Pero todo aquello se hundió estrepitosamente, porque con el paso del tiempo se hizo evidente que nadie creía ya en ese mensaje. Los de abajo dejaron de creerlo, al ver que algunos se habían encaramado al piso de arriba, con lo que se habían cambiado las personas, pero no la existencia ni la diferencia misma entre lo de arriba y lo de abajo. Los recién llegados arriba seguían haciendo afirmaciones contundentes, pero en su fuero interno se alegraban de estar ahora en las alturas, con privilegios y beneficios que no tenían cuando estaban abajo. Y así fue como las grandes palabras se tornaron vacías, los conceptos elevados en mera retórica y los discursos altisonantes en verborrea propagandística. Solamente quedaba mantener esa ficción el mayor tiempo posible. Pero todo ese teatro ya no pudo dar más de sí y el entramado entero se vino abajo, sepultando a autores, actores, tramoyistas y los que pasaban. Y de ese modo lo que al principio pareció tan auténtico, se evidenció que no era más que una de las muchas patrañas ideológicas que a lo largo de la historia han sido.
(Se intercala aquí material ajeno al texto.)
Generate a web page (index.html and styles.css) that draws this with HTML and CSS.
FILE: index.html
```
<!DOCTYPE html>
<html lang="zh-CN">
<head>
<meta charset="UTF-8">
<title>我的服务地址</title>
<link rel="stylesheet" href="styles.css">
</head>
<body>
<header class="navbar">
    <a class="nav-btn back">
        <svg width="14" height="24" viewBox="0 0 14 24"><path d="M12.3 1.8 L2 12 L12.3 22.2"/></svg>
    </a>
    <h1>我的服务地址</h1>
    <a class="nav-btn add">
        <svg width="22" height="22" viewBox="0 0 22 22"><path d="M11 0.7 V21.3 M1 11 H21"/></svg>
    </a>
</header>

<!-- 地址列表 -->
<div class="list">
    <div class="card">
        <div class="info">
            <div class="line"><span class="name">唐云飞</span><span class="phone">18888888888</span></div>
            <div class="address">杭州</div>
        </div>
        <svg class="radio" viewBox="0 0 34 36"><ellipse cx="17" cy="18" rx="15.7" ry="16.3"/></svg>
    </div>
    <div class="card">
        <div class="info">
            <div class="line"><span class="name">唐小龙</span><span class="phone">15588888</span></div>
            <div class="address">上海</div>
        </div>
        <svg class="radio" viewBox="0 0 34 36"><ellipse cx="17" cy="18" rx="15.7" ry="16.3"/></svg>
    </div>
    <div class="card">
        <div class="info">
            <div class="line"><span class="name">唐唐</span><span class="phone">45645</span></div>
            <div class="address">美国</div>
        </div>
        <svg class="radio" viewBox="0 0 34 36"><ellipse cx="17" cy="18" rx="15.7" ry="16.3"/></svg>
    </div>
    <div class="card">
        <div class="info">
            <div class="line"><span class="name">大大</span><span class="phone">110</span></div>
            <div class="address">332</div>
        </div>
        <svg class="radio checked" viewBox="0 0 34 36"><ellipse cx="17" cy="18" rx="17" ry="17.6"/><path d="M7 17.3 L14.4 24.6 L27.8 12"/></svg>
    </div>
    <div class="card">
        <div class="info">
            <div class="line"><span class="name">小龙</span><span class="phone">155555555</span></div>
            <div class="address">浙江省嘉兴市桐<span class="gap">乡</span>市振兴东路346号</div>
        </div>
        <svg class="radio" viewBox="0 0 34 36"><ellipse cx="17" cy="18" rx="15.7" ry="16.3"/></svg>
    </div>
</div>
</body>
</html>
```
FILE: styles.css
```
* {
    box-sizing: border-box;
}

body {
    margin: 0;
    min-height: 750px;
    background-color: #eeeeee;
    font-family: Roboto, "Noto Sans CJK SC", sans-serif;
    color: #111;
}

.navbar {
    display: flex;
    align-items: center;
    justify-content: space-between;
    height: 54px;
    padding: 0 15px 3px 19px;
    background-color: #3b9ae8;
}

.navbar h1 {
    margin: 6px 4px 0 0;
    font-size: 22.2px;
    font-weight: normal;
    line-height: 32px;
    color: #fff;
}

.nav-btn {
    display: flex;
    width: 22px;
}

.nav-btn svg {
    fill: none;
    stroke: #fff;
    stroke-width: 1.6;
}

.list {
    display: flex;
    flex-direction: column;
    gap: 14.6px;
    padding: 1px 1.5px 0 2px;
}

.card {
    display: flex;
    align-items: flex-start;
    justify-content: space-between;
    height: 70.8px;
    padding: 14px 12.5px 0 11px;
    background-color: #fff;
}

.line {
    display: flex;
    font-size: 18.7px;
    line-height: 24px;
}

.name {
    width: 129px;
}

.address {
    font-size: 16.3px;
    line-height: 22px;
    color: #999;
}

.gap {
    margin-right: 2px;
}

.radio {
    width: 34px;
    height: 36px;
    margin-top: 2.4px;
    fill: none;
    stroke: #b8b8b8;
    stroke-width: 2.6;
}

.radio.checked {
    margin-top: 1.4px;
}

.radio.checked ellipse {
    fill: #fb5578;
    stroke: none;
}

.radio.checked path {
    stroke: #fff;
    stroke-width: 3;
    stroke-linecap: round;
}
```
Y es que la raíz del mal no estaba en las instituciones ni en las estructuras, sino en el corazón humano, que, sin importar la corriente que siga, acaba volviendo a tropezar en las mismas piedras de siempre.
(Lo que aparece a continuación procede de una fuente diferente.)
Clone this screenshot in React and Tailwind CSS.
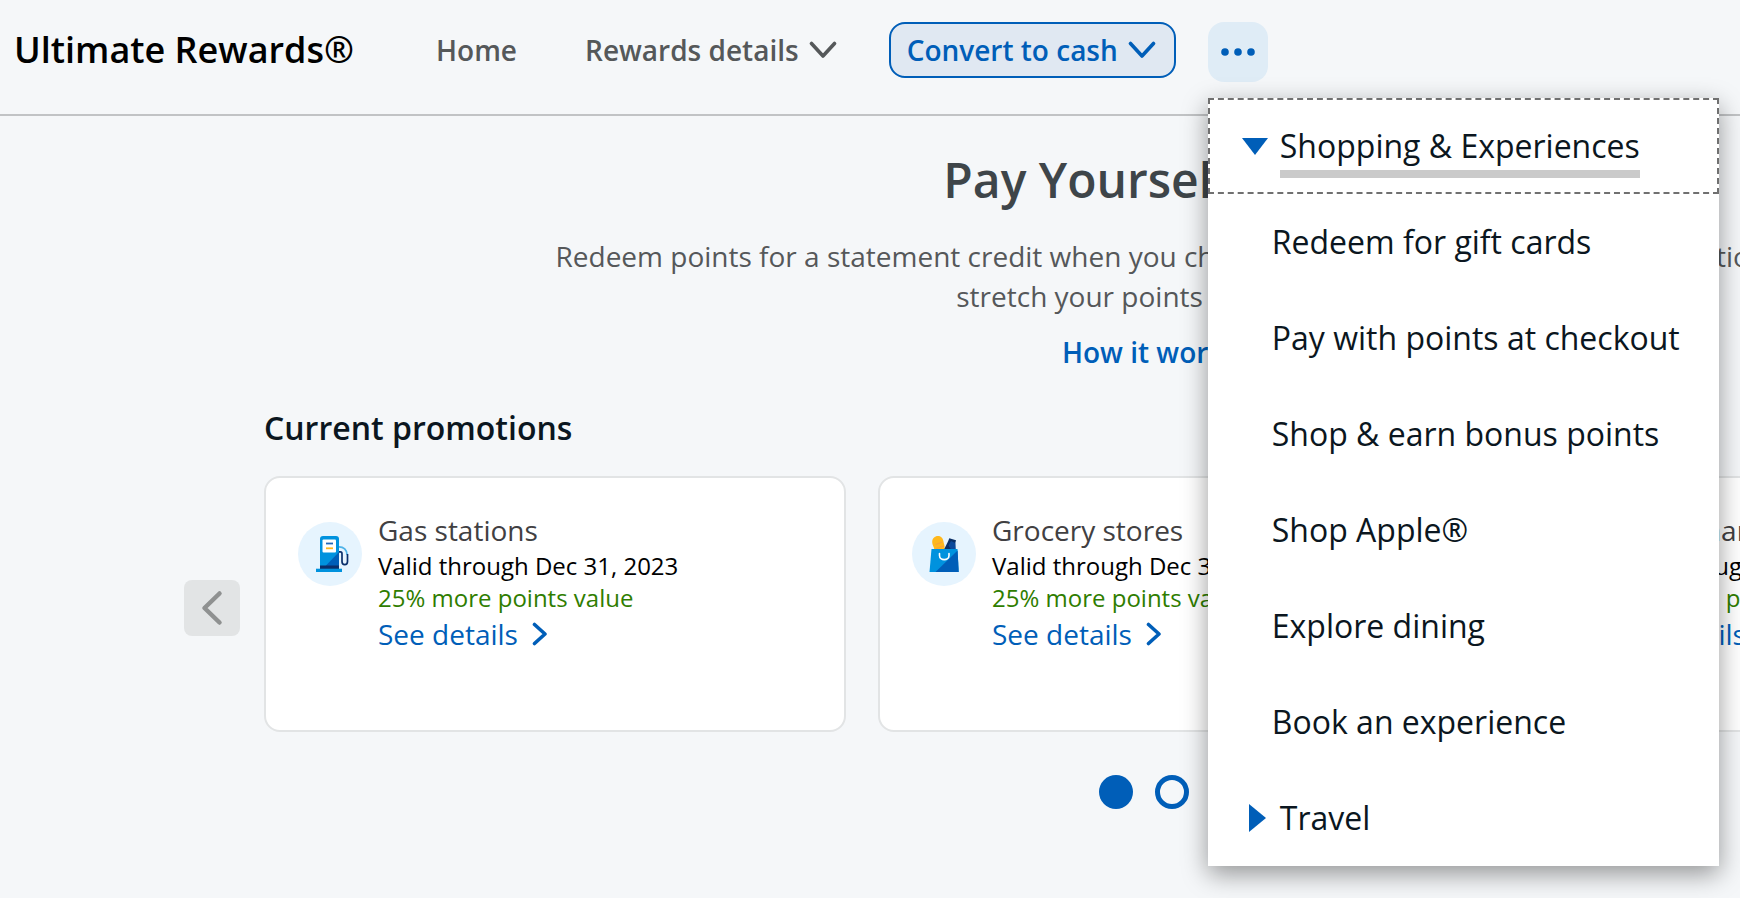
import { useState } from 'react';

const NAV_LINK = 'text-[28px] leading-10 font-semibold text-[#55585a]';

const PROMOTIONS = [
  { title: 'Gas stations', valid: 'Valid through Dec 31, 2023', icon: GasIcon },
  { title: 'Grocery stores', valid: 'Valid through Dec 31, 2023', icon: GroceryIcon },
  { title: 'Select charities', valid: 'Valid through Dec 31, 2023', icon: CharityIcon },
];

const SHOPPING_LINKS = [
  'Redeem for gift cards',
  'Pay with points at checkout',
  'Shop & earn bonus points',
  'Shop Apple®',
  'Explore dining',
  'Book an experience',
];

function ChevronDown() {
  return (
    <svg width="28" height="20" viewBox="0 0 28 20" fill="none" stroke="currentColor" strokeWidth="3.6" strokeLinecap="round" strokeLinejoin="round" aria-hidden="true">
      <path d="M2.5 3.5 14 16 25.5 3.5" />
    </svg>
  );
}

function ChevronRight() {
  return (
    <svg width="16" height="24" viewBox="0 0 16 24" fill="none" stroke="currentColor" strokeWidth="3.6" strokeLinecap="round" strokeLinejoin="round" aria-hidden="true">
      <path d="M2.5 2.5 13 12 2.5 21.5" />
    </svg>
  );
}

function GasIcon() {
  return (
    <svg width="64" height="64" viewBox="0 0 64 64" aria-hidden="true">
      <circle cx="32" cy="32" r="32" fill="#e6f4fe" />
      <path d="M22 17a3 3 0 0 1 3-3h13a3 3 0 0 1 3 3v27H22z" fill="#0092de" />
      <path d="M41 30v14H27.500z" fill="#005eb8" />
      <rect x="24.5" y="17.5" width="13.5" height="13" rx="1" fill="#fff" />
      <path d="M28 21.5h7" stroke="#2167b8" strokeWidth="1.8" />
      <path d="M28 26.3h7" stroke="#ffb81c" strokeWidth="1.8" />
      <path d="M22 43.5h19V47H22z" fill="#0a2f6b" />
      <path d="M18 46.7h26V50H18z" fill="#0092de" />
      <path d="M41 24.8c4.500 0 8 3 8 8" fill="none" stroke="#4fb3e8" strokeWidth="1.8" />
      <path d="M41 29.8h1.500c1 0 1.500.7 1.500 2v7.700c0 4.200 5.500 4.200 5.500 0v-7.500" fill="none" stroke="#0a2f6b" strokeWidth="1.7" />
    </svg>
  );
}

function GroceryIcon() {
  return (
    <svg width="64" height="64" viewBox="0 0 64 64" aria-hidden="true">
      <circle cx="32" cy="32" r="32" fill="#e6f4fe" />
      <path d="M22 27.500c.8-2-1.800-3.800-1.800-7.500 0-3.500 2.500-6 5.800-6s5.200 2.500 5.500 5.500c.2 2.500 1.500 3 1 8z" fill="#ffb81c" />
      <path d="m24 22.500 6-2.500M24.500 26.500l7-2.500" stroke="#f9a03b" strokeWidth="1.2" strokeLinecap="round" />
      <path d="m32 27.500 4-8 1.300-3.300 6.700 2-.8 3.300.3 6z" fill="#0b2f66" />
      <path d="m36.500 23.500 2.500-4.500 4.300 2 .2 6.500H39z" fill="#0d4a9b" />
      <path d="M19.500 27h26L46.700 50H17.500z" fill="#0092de" />
      <path d="m45.600 28.500 1.100 21.500H23.500z" fill="#005eb8" />
      <path d="M27.500 31.500v2c0 5.500 9.500 5.500 9.500 0v-2" fill="none" stroke="#fff" strokeWidth="1.6" strokeLinecap="round" />
    </svg>
  );
}

function CharityIcon() {
  return (
    <svg width="64" height="64" viewBox="0 0 64 64" aria-hidden="true">
      <circle cx="32" cy="32" r="32" fill="#e6f4fe" />
      <path d="M32 48 18 33c-5-8 7-18 14-8 7-10 19 0 14 8z" fill="#0092de" />
    </svg>
  );
}

function PromotionCard({ title, valid, icon: Icon }) {
  return (
    <article className="flex h-64 w-[582px] items-start gap-4 rounded-2xl border-2 border-[#e2e4e5] bg-white px-8 pt-8">
      <div className="shrink-0 pt-3">
        <Icon />
      </div>
      <div>
        <h3 className="text-[28px] leading-10 text-[#414042]">{title}</h3>
        <p className="text-[24px] leading-8 text-black">{valid}</p>
        <p className="text-[24px] leading-8 text-[#2f7d00]">25% more points value</p>
        <a href="#details" className="flex items-center gap-3.5 text-[28px] leading-10 text-[#005eb8]">
          See details
          <ChevronRight />
        </a>
      </div>
    </article>
  );
}

function MoreMenu() {
  const [expanded, setExpanded] = useState(true);

  return (
    <div className="absolute top-[76px] left-0 z-10 w-[511px] bg-white text-[32px] leading-10 text-[#0b1620] shadow-[0_8px_24px_rgba(0,0,0,0.4)]">
      <button
        type="button"
        aria-expanded={expanded}
        onClick={() => setExpanded(!expanded)}
        className="flex h-24 w-full items-center gap-3 border-2 border-dashed border-[#707070] pl-8"
      >
        <svg width="26" height="18" viewBox="0 0 26 18" aria-hidden="true">
          <path d="M0 1h26L13 18z" fill="#005eb8" />
        </svg>
        <span className="relative">
          Shopping &amp; Experiences
          <span className="absolute inset-x-0 top-full mt-1 h-2 bg-[#cacaca]" />
        </span>
      </button>
      {expanded && (
        <ul>
          {SHOPPING_LINKS.map(label => (
            <li key={label}>
              <a href="#shopping" className="flex h-24 items-center pl-16 whitespace-nowrap">{label}</a>
            </li>
          ))}
        </ul>
      )}
      <button type="button" aria-expanded="false" className="flex h-24 w-full items-center gap-3.5 pl-10">
        <svg width="18" height="28" viewBox="0 0 18 28" aria-hidden="true">
          <path d="M1 0v28l17-14z" fill="#005eb8" />
        </svg>
        Travel
      </button>
    </div>
  );
}

function Header() {
  const [menuOpen, setMenuOpen] = useState(true);

  return (
    <header className="flex h-[116px] items-start border-b-2 border-[#c1c3c5] pt-[22px] pl-3.5 whitespace-nowrap">
      <span className="pt-1 text-[36px] leading-12 font-semibold text-black">Ultimate Rewards®</span>
      <nav className="flex items-start pl-[82px]">
        <a href="#home" className={`${NAV_LINK} pt-2`}>Home</a>
        <button type="button" className={`${NAV_LINK} flex items-center gap-2.5 pt-2 pl-17`}>
          Rewards details
          <ChevronDown />
        </button>
        <button
          type="button"
          className="ml-13 flex h-14 items-center gap-2.5 rounded-2xl border-2 border-[#005eb8] bg-[#e0e8f2] pr-[18px] pl-4 text-[28px] leading-10 font-semibold text-[#005eb8]"
        >
          Convert to cash
          <ChevronDown />
        </button>
        <div className="relative ml-8">
          <button
            type="button"
            aria-label="More"
            aria-expanded={menuOpen}
            onClick={() => setMenuOpen(!menuOpen)}
            className="flex size-15 items-center justify-center rounded-2xl bg-[#dfecf6]"
          >
            <svg width="34" height="8" viewBox="0 0 34 8" fill="#005eb8" aria-hidden="true">
              <circle cx="4" cy="4" r="3.8" />
              <circle cx="17" cy="4" r="3.8" />
              <circle cx="30" cy="4" r="3.8" />
            </svg>
          </button>
          {menuOpen && <MoreMenu />}
        </div>
      </nav>
    </header>
  );
}

export default function App() {
  return (
    <div className="min-h-screen overflow-hidden bg-[#f5f7f9] font-['Open_Sans',sans-serif]">
      {/* The page keeps its desktop width and is clipped in narrower windows */}
      <div className="min-w-[2336px]">
        <Header />
        <main>
          <section className="flex flex-col items-center pt-8 text-center">
            <h1 className="text-[48px] leading-16 font-semibold text-[#3e4549]">Pay Yourself Back®</h1>
            <p className="mt-6 text-[28px] leading-10 text-[#55585a]">
              Redeem points for a statement credit when you choose purchases across rotating promotions
              <br />
              stretch your points even further.
            </p>
            <a href="#how" className="mt-4 flex items-center gap-5 text-[28px] leading-10 font-semibold text-[#005eb8]">
              How it works
              <ChevronRight />
            </a>
          </section>

          <section className="mt-8 pl-[184px]">
            <h2 className="pl-20 text-[32px] leading-12 font-semibold text-[#0b1620]">Current promotions</h2>
            <div className="mt-6 flex items-center gap-6">
              <button type="button" aria-label="Previous promotions" className="mt-2 flex size-14 items-center justify-center rounded-lg bg-[#e2e4e5] text-[#8f9191]">
                <svg width="22" height="36" viewBox="0 0 22 36" fill="none" stroke="currentColor" strokeWidth="4.5" strokeLinecap="round" strokeLinejoin="round" aria-hidden="true">
                  <path d="M18.5 3.500 3.500 18l15 14.500" />
                </svg>
              </button>
              <div className="flex gap-8">
                {PROMOTIONS.map(promo => <PromotionCard key={promo.title} {...promo} />)}
              </div>
            </div>
          </section>

          <div className="mt-[43px] flex justify-center gap-[22px] pl-2">
            <button type="button" aria-label="Slide 1" className="size-[34px] rounded-full bg-[#005eb8]" />
            <button type="button" aria-label="Slide 2" className="size-[34px] rounded-full border-5 border-[#005eb8]" />
            <button type="button" aria-label="Slide 3" className="size-[34px] rounded-full border-5 border-[#005eb8]" />
          </div>
        </main>
      </div>
    </div>
  );
}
¡Qué dilema enfrenta España! Si seguimos con las antiguas recetas es matemáticamente seguro que volveremos a las andadas. Y si optamos por las nuevas que proponen algunos candidatos que ahora llaman a la puerta, es inevitablemente cierto que caeremos en el abismo. Porque el alma de una nación no se cambia cambiando estructuras, ni el corazón de un individuo se transforma por la ideología.
El cielo existe, pero no se toma por asalto. Ya hubo uno que lo intentó al principio de los tiempos y acabó como acabó. Tampoco se logra por consenso ni por méritos. El cielo es un regalo, un don, porque su Dueño lo dejó para venir a este planeta de sueños convertidos en pesadillas, para cambiar esas pesadillas en una perpetua y gloriosa realidad. Su mensaje sí es fiable y digno de ser creído. Ninguno de cuantos confían en Él será defraudado.